Both stories could go very differently, and we’re probably more used to watching those different versions: Ava and Grace could be damsels in distress, held by controlling, evil men, and Dr Jordan and Caleb could be the heroes that first listen to them and then save them. Those are clearly the versions of the story that the two male protagonists would like to see happen. It is not that they consider Grace or Ava stupid, incapable or even incapable of manipulation, nor do they think they themselves are faultless – but those are the stories they’ve been told, the stories that their cultures are built on. Women need saving, men do the saving, and while they aren’t necessarily fully aware of it, they still think that male saviours get rewarded with love (and, yes, probably sex).

Except neither Ava nor Grace will have it. They both sit in narrow cages of their own, and it’s the men in their lives that hold the keys, but neither is happy or willing to act as a blank sheet of paper on which these men write the stories they wish for. And both have the same immediate power over the men who come and talk to them: the power of telling a story of their own. In the final episode of Alias Grace, another male character who got his kicks out of projecting onto Grace, namely the lawyer who defended her at the murder trial, compares her to Scheherazade, the storyteller of the classic Middle Eastern collection of tales, the One Thousand and One Nights, who kept herself alive by telling the king an endless stream of tales, never finishing the one she had begun until the next night. The king of those tales too fell in love with Scheherazade: and, like her, Ava and Grace subtly rewrite the men who have come to write onto them their own versions of who these women are. (Brief footnote on this designation: one of the core themes of Ex Machina is whether Ava can really be seen as equivalent to a human being at all, so arguably her femininity lies entirely in her outward appearance – but the point is how these men see the women they’ve been asked to define, and Caleb most certainly perceives, and reacts to, Ava as a woman even while he is in doubt as to what she actually is.) In Alias Grace, it isn’t even just many of the men who use Grace as something to project their wishes and needs onto; both Atwood’s novel and the Netflix series are quick to point out that it is also her middle-class employers and others of higher social standing that see her as a canvas for their own projections. But the focus mostly remains on Grace’s position as a woman, which, if anything, is amplified by her social standing.

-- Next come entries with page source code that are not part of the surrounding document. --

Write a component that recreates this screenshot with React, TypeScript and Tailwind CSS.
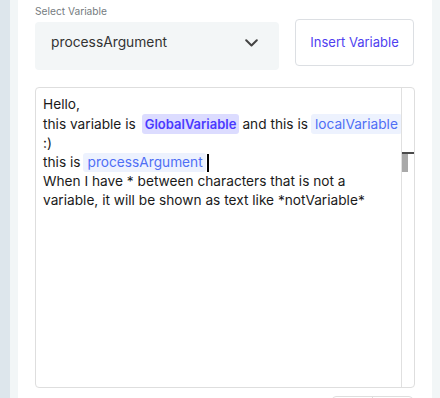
import React from "react";

export default function App() {
  const font = { fontFamily: "Inter, 'Noto Sans', sans-serif" };
  return (
    <div className="flex h-[398px] w-[440px] overflow-hidden" style={font}>
      <div className="w-[10px] shrink-0 bg-[#dde6ec]" />
      <div className="flex flex-1 bg-[#f2f6f7] px-[8px]">
        <div className="flex flex-1 flex-col bg-white pl-[17px] pr-[17px] pt-[4px]">
          <div className="flex shrink-0 items-start">
            <div className="flex w-[244px] flex-col">
              <div className="h-[14px] text-[10.2px] leading-[14px] text-[#757b80]">Select Variable</div>
              <div className="mt-[4px] flex h-[48px] items-center justify-between rounded-[4px] bg-[#f3f6f7] pb-[7px] pl-[16px] pr-[21px]">
                <span className="text-[13.8px] text-[#333]">processArgument</span>
                <svg width="13" height="8" viewBox="0 0 13 8" fill="none">
                  <path d="M1.2 1.2 L6.5 6.5 L11.8 1.2" stroke="#444" strokeWidth="2" strokeLinecap="round" strokeLinejoin="round" />
                </svg>
              </div>
            </div>
            <button className="ml-[16px] mt-[15px] flex h-[47px] w-[119px] items-center justify-center rounded-[4px] border border-[#dcdfe3] bg-white text-[13px] text-[#4f3ff0]">
              Insert Variable
            </button>
          </div>
          <div className="mt-[17px] flex h-[301px] w-[380px] shrink-0 rounded-[4px] border border-[#dedede]">
            <div className="min-w-0 flex-1 pl-[7px] pt-[7px] text-[13.7px] leading-[19px] text-[#1a1a1a]">
              <div>Hello,</div>
              <div className="flex items-center whitespace-nowrap">
                <span>this variable is</span>
                <span className="ml-[6px] rounded-[3px] bg-[#dcdcff] px-[3px] text-[13px] font-semibold leading-[20px] text-[#4a3aff]">GlobalVariable</span>
                <span className="ml-[3px]">and this is</span>
                <span className="ml-[3px] rounded-[3px] bg-[#edf2fe] px-[4px] leading-[20px] text-[#4f6ff5]">localVariable</span>
              </div>
              <div>:)</div>
              <div className="flex items-center whitespace-nowrap">
                <span>this is</span>
                <span className="ml-[2px] rounded-[3px] bg-[#edf2fe] pl-[5px] pr-[3px] leading-[19px] text-[#4f6ff5]">processArgument</span>
                <span className="ml-[1px] inline-block h-[18px] w-[2px] bg-black" />
              </div>
              <div>When I have * between characters that is not a</div>
              <div>variable, it will be shown as text like *notVariable*</div>
            </div>
            <div className="flex w-[13px] shrink-0 flex-col border-l border-[#e0e0e0]">
              <div className="h-[64px]" />
              <div className="h-[2px] bg-[#4a4a4a]" />
              <div className="h-[18px] w-[6px] bg-[#a9a9a9]" />
            </div>
          </div>
          <div className="mt-[8px] flex shrink-0 justify-end pr-[2px]">
            <div className="flex h-[10px] w-[81px] rounded-t-[4px] border border-[#dedede]">
              <div className="w-[40px] border-r border-[#dedede]" />
            </div>
          </div>
        </div>
      </div>
    </div>
  );
}
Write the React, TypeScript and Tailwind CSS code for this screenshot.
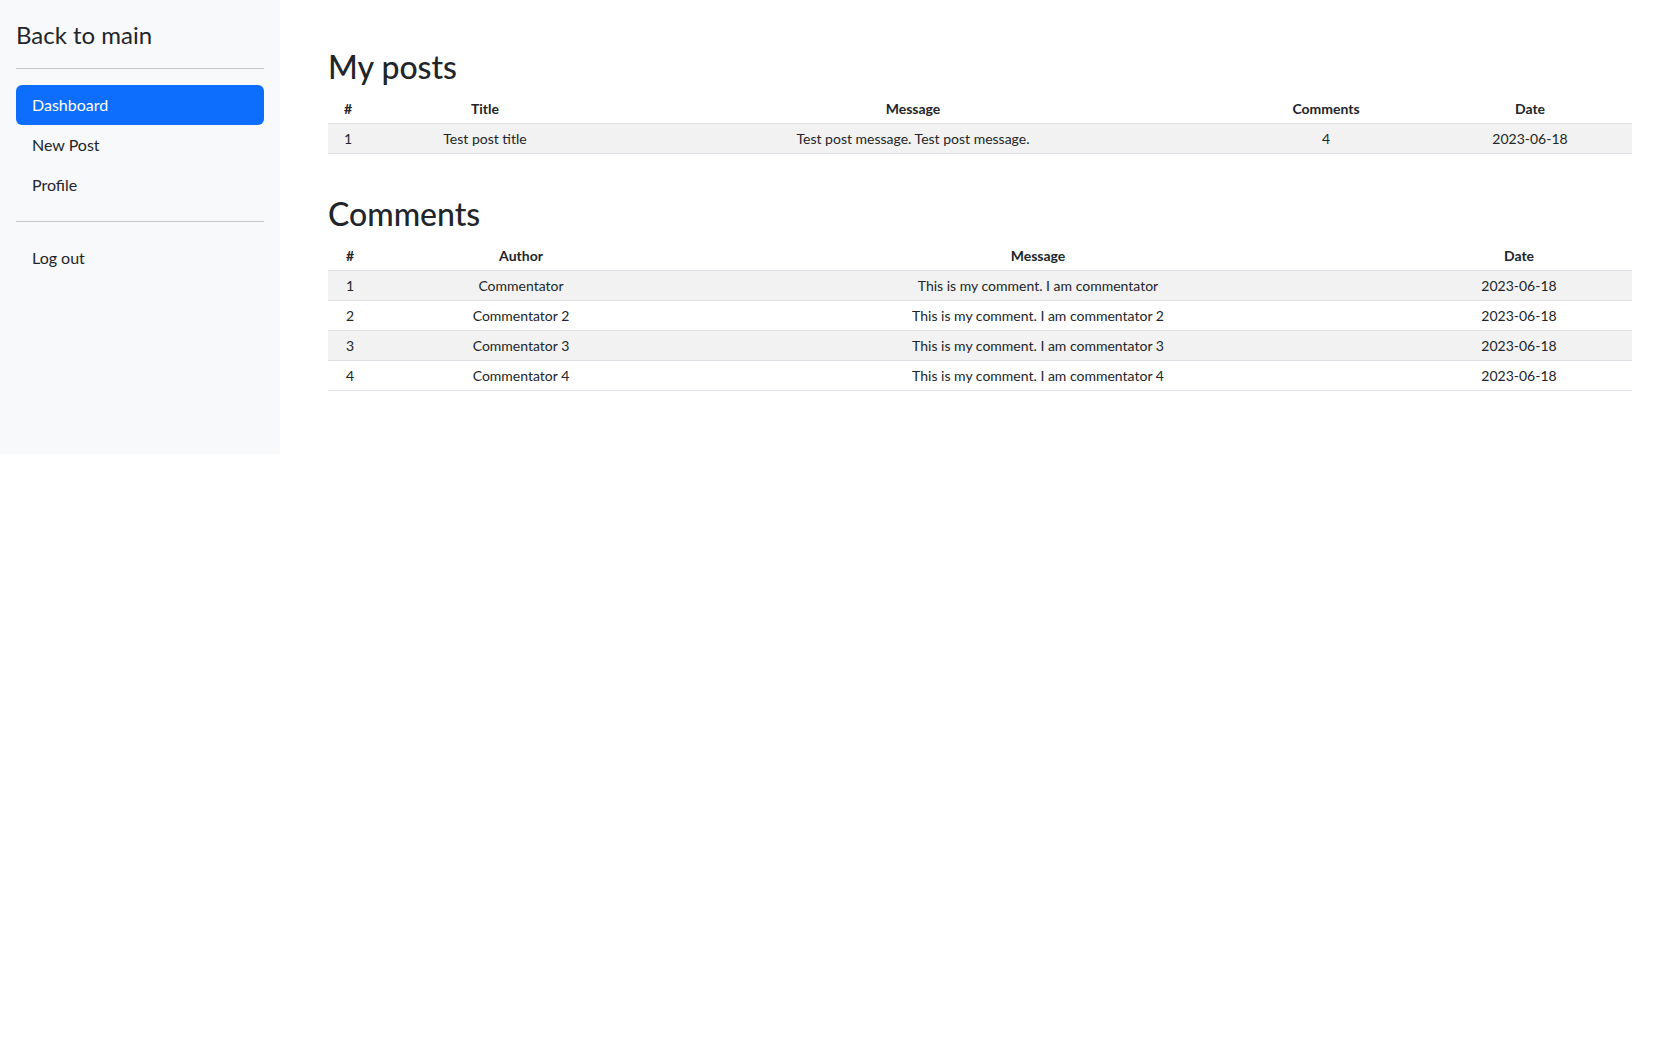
import { ReactNode } from "react";

type Col = { label: string; width: string };

const postCols: Col[] = [
  { label: "#", width: "w-[40px]" },
  { label: "Title", width: "w-[234px]" },
  { label: "Message", width: "w-[622px]" },
  { label: "Comments", width: "w-[204px]" },
  { label: "Date", width: "w-[204px]" },
];

const commentCols: Col[] = [
  { label: "#", width: "w-[44px]" },
  { label: "Author", width: "w-[298px]" },
  { label: "Message", width: "w-[736px]" },
  { label: "Date", width: "w-[226px]" },
];

const posts = [["1", "Test post title", "Test post message. Test post message.", "4", "2023-06-18"]];

const comments = [1, 2, 3, 4].map((n) => [
  String(n),
  n === 1 ? "Commentator" : `Commentator ${n}`,
  n === 1 ? "This is my comment. I am commentator" : `This is my comment. I am commentator ${n}`,
  "2023-06-18",
]);

function DataTable({ cols, rows }: { cols: Col[]; rows: string[][] }) {
  return (
    <table className="w-full table-fixed border-collapse text-center text-[14px] leading-[21px] text-[#212529]">
      <colgroup>
        {cols.map((c) => (
          <col key={c.label} className={c.width} />
        ))}
      </colgroup>
      <thead>
        <tr className="border-b border-[#dee2e6]">
          {cols.map((c) => (
            <th key={c.label} className="px-1 py-1 font-bold">
              {c.label}
            </th>
          ))}
        </tr>
      </thead>
      <tbody>
        {rows.map((row, i) => (
          <tr key={i} className={`border-b border-[#dee2e6] ${i % 2 === 0 ? "bg-[#f2f2f2]" : "bg-white"}`}>
            {row.map((cell, j) => (
              <td key={j} className="px-1 py-1">
                {cell}
              </td>
            ))}
          </tr>
        ))}
      </tbody>
    </table>
  );
}

function NavLink({ children, active }: { children: ReactNode; active?: boolean }) {
  return (
    <a
      href="#"
      className={`block rounded-[6px] px-4 py-2 text-[16px] leading-6 ${
        active ? "bg-[#0d6efd] text-white" : "text-[#212529]"
      }`}
    >
      {children}
    </a>
  );
}

export default function App() {
  return (
    <div className="flex min-h-[1050px] items-start bg-white font-['Lato',sans-serif] text-[#212529]">
      {/* sidebar */}
      <aside className="flex h-[454px] w-[280px] shrink-0 flex-col bg-[#f8f9fa] p-4">
        <a href="#" className="pt-px text-[24px] leading-[35px] text-[#212529]">
          Back to main
        </a>
        <hr className="my-4 border-t border-[#c4c5c6]" />
        <ul className="flex flex-col">
          <li>
            <NavLink active>Dashboard</NavLink>
          </li>
          <li>
            <NavLink>New Post</NavLink>
          </li>
          <li>
            <NavLink>Profile</NavLink>
          </li>
        </ul>
        <hr className="my-4 border-t border-[#c4c5c6]" />
        <NavLink>Log out</NavLink>
      </aside>

      {/* main */}
      <main className="flex-1 px-12 pt-[48px]">
        <h2 className="mb-2 text-[32px] leading-[38px] font-medium">My posts</h2>
        <DataTable cols={postCols} rows={posts} />

        <h2 className="mt-[41px] mb-2 text-[32px] leading-[38px] font-medium">Comments</h2>
        <DataTable cols={commentCols} rows={comments} />
      </main>
    </div>
  );
}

Ava is more overtly dangerous than Grace, as transpires over the course of Ex Machina, and arguably the film ends up taking the shape of a sci-fi film noir, with Caleb as the convenient patsy and Ava as the femme fatale. As a result, Ex Machina comes across as a more ruthless version of the story: Caleb’s final, chilling fate is entirely designed by her, even if he did his part in bringing it on himself. Dr Simon’s fate is also unkind, but it is not as directly authored by Grace. In some ways, Ava is the more unknowable of the two characters, since we have Grace’s voiceover to go on, but Atwood’s prose neatly translates her unreliability as a narrator onto the screen. The question is not just whether she plays Dr Jordan but whether she plays us at the same time, and in the same ways.

At the end of Ex Machina, Ava triumphs, leaving behind destruction and death – but the men in her life, Caleb and Nathan, share much of the responsibility of what happens to them. Grace’s story ends more ambivalently for her, and probably more realistic too; she is not free of men who need her to be one particular thing, and she is not free to ignore their needs, but she finds increments of freedom in playing these needs to her own ends. Do we ever see the real person opposite ourselves, or do we see the person we need them to be? To most of the men that come to listen to them with the intention to decide who these women really are, Ava and Grace are mirrors: attentive, attractive mirrors that show Dr Jordan and Caleb who they wish to be themselves. And while these neurotic, needy male protagonists with a saviour complex learn at their own peril that women are not mirrors, Grace and Ava discover some kind of freedom for themselves while they are looked at but not really seen.